What the exercise asks - Take every line from the listing below that includes "this" and copy it.

** START Data **

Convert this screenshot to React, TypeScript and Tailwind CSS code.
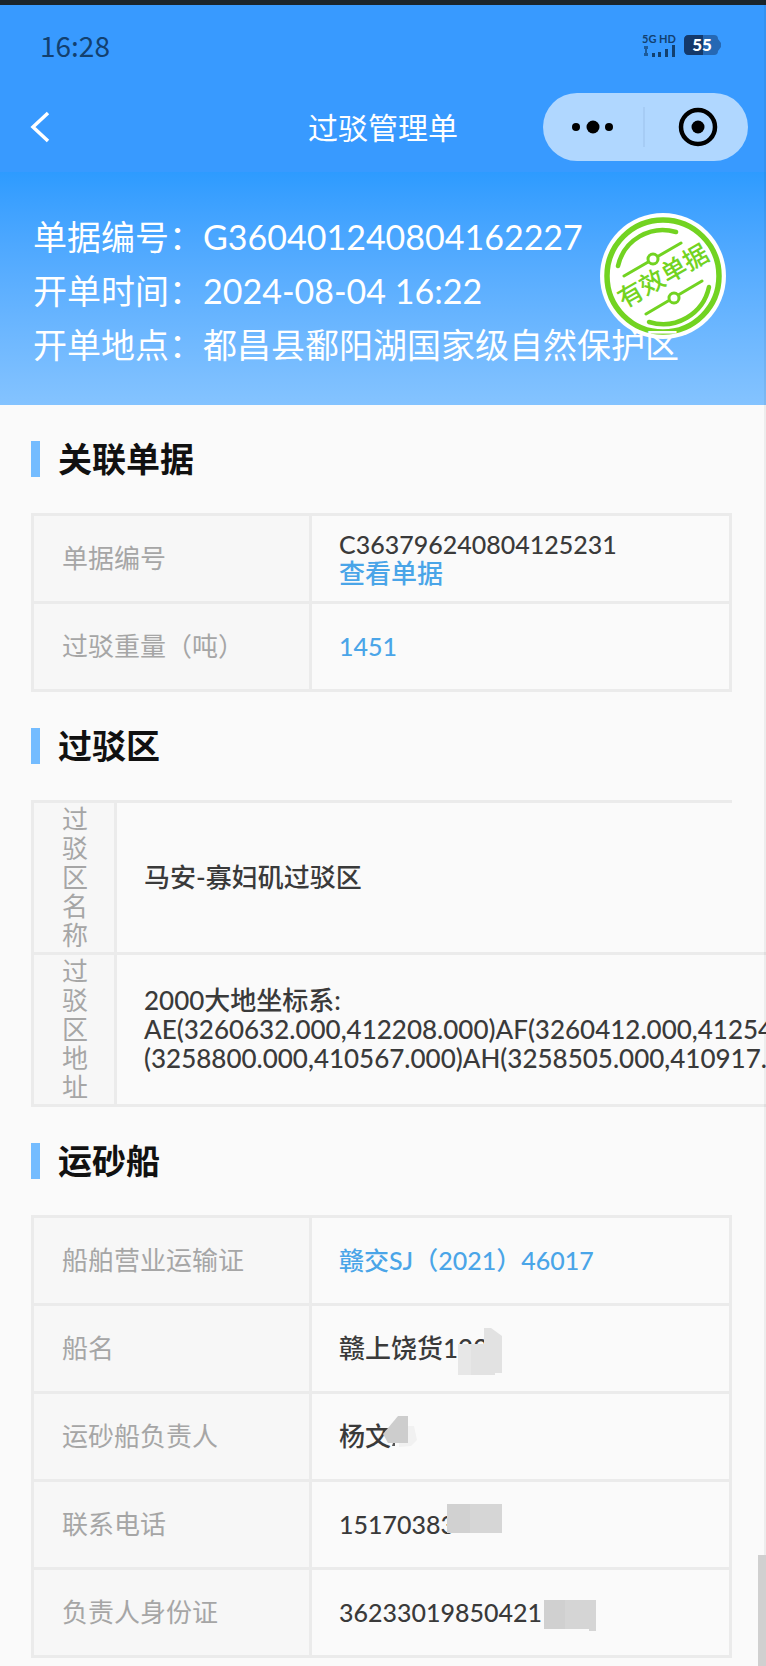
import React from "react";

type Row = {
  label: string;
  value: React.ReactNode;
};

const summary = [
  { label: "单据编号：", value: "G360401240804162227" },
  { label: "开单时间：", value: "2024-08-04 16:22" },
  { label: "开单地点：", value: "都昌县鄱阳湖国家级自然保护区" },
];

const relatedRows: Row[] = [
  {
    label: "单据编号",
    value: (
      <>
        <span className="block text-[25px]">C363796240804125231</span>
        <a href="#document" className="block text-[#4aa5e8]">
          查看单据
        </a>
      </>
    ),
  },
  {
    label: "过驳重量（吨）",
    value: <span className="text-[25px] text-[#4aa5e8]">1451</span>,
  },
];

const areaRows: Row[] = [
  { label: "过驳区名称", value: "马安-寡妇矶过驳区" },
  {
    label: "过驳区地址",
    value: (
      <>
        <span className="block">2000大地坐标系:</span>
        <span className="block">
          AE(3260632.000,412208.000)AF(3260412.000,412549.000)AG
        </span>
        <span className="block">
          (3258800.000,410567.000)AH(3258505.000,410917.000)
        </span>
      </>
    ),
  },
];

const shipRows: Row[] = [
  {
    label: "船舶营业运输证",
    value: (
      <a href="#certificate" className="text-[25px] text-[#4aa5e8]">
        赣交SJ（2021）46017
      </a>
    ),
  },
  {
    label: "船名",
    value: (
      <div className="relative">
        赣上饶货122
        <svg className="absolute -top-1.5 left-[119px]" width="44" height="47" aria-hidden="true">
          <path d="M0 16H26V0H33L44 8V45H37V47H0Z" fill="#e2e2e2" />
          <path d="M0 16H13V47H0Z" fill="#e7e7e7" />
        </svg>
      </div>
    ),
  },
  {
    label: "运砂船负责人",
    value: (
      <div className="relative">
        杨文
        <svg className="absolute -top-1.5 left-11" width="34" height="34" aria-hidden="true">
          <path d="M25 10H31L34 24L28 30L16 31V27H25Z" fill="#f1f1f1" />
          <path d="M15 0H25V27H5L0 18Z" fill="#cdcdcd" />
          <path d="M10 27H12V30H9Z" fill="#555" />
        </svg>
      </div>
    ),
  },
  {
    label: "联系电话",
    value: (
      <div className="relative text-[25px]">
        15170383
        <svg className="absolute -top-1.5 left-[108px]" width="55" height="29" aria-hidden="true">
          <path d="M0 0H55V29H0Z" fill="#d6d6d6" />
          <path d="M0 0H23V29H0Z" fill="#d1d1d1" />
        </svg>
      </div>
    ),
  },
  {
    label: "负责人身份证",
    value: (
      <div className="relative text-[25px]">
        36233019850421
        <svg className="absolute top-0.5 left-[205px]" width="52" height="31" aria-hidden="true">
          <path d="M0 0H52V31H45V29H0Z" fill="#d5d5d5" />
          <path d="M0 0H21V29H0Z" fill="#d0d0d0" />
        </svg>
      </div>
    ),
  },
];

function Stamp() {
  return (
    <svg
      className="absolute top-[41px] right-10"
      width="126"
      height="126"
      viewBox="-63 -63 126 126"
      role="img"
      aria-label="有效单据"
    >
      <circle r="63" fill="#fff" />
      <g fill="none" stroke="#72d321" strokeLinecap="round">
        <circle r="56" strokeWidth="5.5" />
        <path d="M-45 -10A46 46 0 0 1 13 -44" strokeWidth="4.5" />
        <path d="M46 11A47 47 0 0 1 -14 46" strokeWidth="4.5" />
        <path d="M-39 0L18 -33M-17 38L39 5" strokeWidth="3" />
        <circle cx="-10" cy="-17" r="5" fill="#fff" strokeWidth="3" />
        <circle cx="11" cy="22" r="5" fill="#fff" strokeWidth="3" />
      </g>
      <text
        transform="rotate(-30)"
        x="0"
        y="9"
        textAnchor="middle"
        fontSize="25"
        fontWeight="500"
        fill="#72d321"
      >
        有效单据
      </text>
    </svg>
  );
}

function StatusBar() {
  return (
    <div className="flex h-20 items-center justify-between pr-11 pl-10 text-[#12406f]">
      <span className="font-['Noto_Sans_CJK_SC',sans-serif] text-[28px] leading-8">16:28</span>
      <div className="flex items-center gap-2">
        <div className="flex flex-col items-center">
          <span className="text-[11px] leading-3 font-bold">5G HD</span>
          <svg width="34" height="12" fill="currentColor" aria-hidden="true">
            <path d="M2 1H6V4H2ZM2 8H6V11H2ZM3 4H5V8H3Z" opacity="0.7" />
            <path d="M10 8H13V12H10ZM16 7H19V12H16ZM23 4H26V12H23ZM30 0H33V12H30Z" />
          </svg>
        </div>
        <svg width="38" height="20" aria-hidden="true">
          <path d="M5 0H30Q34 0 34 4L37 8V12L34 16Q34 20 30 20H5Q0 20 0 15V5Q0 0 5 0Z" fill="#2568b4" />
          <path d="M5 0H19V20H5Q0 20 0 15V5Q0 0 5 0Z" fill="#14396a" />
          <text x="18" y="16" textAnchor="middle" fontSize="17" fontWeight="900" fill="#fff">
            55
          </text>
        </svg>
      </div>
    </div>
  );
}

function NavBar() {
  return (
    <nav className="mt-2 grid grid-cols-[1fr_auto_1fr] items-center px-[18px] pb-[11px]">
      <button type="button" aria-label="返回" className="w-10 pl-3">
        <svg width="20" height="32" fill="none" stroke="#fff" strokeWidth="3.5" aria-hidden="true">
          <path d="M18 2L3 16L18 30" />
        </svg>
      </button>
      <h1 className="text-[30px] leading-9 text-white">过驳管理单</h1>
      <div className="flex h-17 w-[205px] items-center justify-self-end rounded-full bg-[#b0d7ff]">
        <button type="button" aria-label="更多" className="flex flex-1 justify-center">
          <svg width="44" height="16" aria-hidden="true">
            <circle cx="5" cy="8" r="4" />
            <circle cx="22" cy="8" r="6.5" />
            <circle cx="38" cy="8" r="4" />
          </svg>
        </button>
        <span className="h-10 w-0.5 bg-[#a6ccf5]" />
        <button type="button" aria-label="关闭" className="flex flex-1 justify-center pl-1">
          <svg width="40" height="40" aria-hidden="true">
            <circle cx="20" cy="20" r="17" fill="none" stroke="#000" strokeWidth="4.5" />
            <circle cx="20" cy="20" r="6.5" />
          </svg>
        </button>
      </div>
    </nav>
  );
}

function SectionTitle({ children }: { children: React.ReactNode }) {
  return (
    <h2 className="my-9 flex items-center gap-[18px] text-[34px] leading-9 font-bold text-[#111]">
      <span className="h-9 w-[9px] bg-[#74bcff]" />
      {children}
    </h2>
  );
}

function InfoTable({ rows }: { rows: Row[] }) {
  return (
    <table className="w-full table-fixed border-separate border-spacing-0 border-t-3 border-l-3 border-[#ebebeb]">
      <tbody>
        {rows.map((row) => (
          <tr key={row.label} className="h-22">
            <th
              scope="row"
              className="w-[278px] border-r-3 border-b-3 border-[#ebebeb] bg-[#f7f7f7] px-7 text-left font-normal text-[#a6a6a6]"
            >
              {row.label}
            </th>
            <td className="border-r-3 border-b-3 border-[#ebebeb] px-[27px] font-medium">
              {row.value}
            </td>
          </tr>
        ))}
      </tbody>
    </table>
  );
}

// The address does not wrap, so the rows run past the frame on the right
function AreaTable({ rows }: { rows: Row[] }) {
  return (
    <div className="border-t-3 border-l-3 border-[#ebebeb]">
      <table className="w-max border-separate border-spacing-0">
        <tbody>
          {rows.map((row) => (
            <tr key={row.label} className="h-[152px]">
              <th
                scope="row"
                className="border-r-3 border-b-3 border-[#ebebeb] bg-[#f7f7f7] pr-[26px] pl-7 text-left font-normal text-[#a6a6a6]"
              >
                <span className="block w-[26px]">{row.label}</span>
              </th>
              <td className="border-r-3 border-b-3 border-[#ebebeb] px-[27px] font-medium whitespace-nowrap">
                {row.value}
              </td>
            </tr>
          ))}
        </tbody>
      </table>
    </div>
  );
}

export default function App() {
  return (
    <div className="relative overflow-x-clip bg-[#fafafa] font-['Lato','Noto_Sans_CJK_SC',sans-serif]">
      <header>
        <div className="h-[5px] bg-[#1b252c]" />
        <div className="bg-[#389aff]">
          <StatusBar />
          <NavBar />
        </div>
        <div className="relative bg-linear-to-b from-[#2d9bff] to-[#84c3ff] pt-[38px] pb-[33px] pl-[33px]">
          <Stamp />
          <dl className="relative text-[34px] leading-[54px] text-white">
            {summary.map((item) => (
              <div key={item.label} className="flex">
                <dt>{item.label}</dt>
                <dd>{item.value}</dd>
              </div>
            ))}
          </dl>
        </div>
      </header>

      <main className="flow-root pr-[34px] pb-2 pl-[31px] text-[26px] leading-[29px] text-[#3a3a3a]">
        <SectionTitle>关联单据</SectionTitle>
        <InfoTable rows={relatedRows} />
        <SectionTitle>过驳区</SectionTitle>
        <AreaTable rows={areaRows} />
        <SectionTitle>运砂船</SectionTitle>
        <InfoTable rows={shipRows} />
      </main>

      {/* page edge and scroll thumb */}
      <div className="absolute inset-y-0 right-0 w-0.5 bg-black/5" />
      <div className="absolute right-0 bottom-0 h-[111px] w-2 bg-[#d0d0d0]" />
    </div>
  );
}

** END Data **
** START Data **

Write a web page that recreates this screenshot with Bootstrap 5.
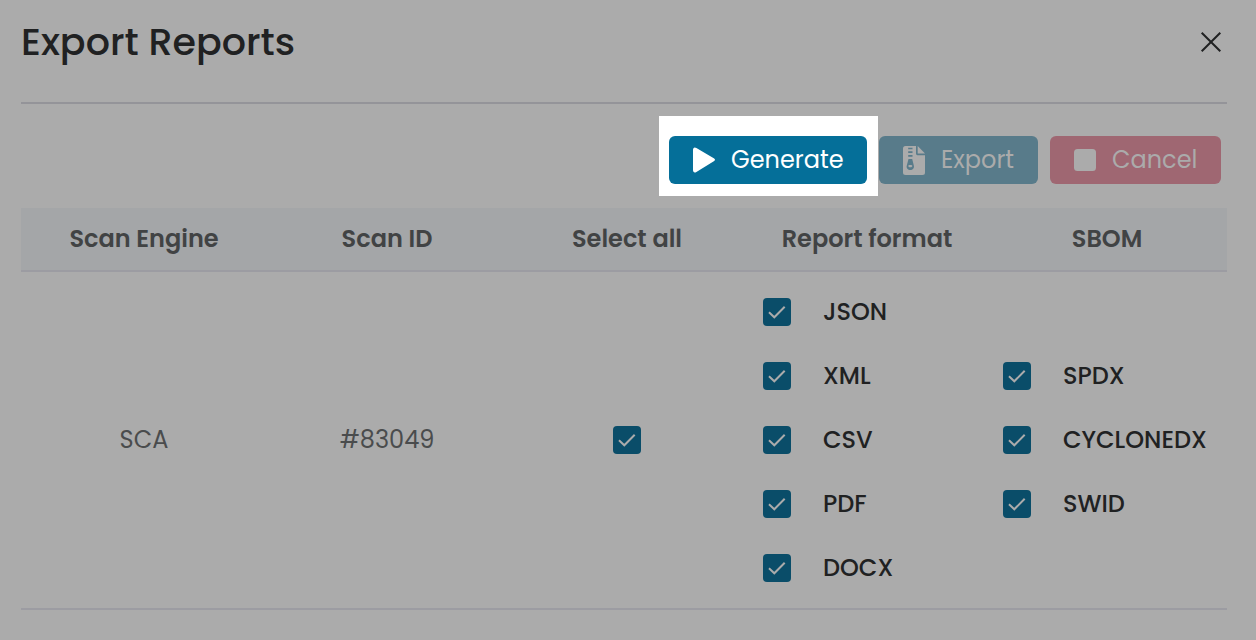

** END Data **

Worked answer -
Convert this screenshot to React, TypeScript and Tailwind CSS code.
Write a web page that recreates this screenshot with Bootstrap 5.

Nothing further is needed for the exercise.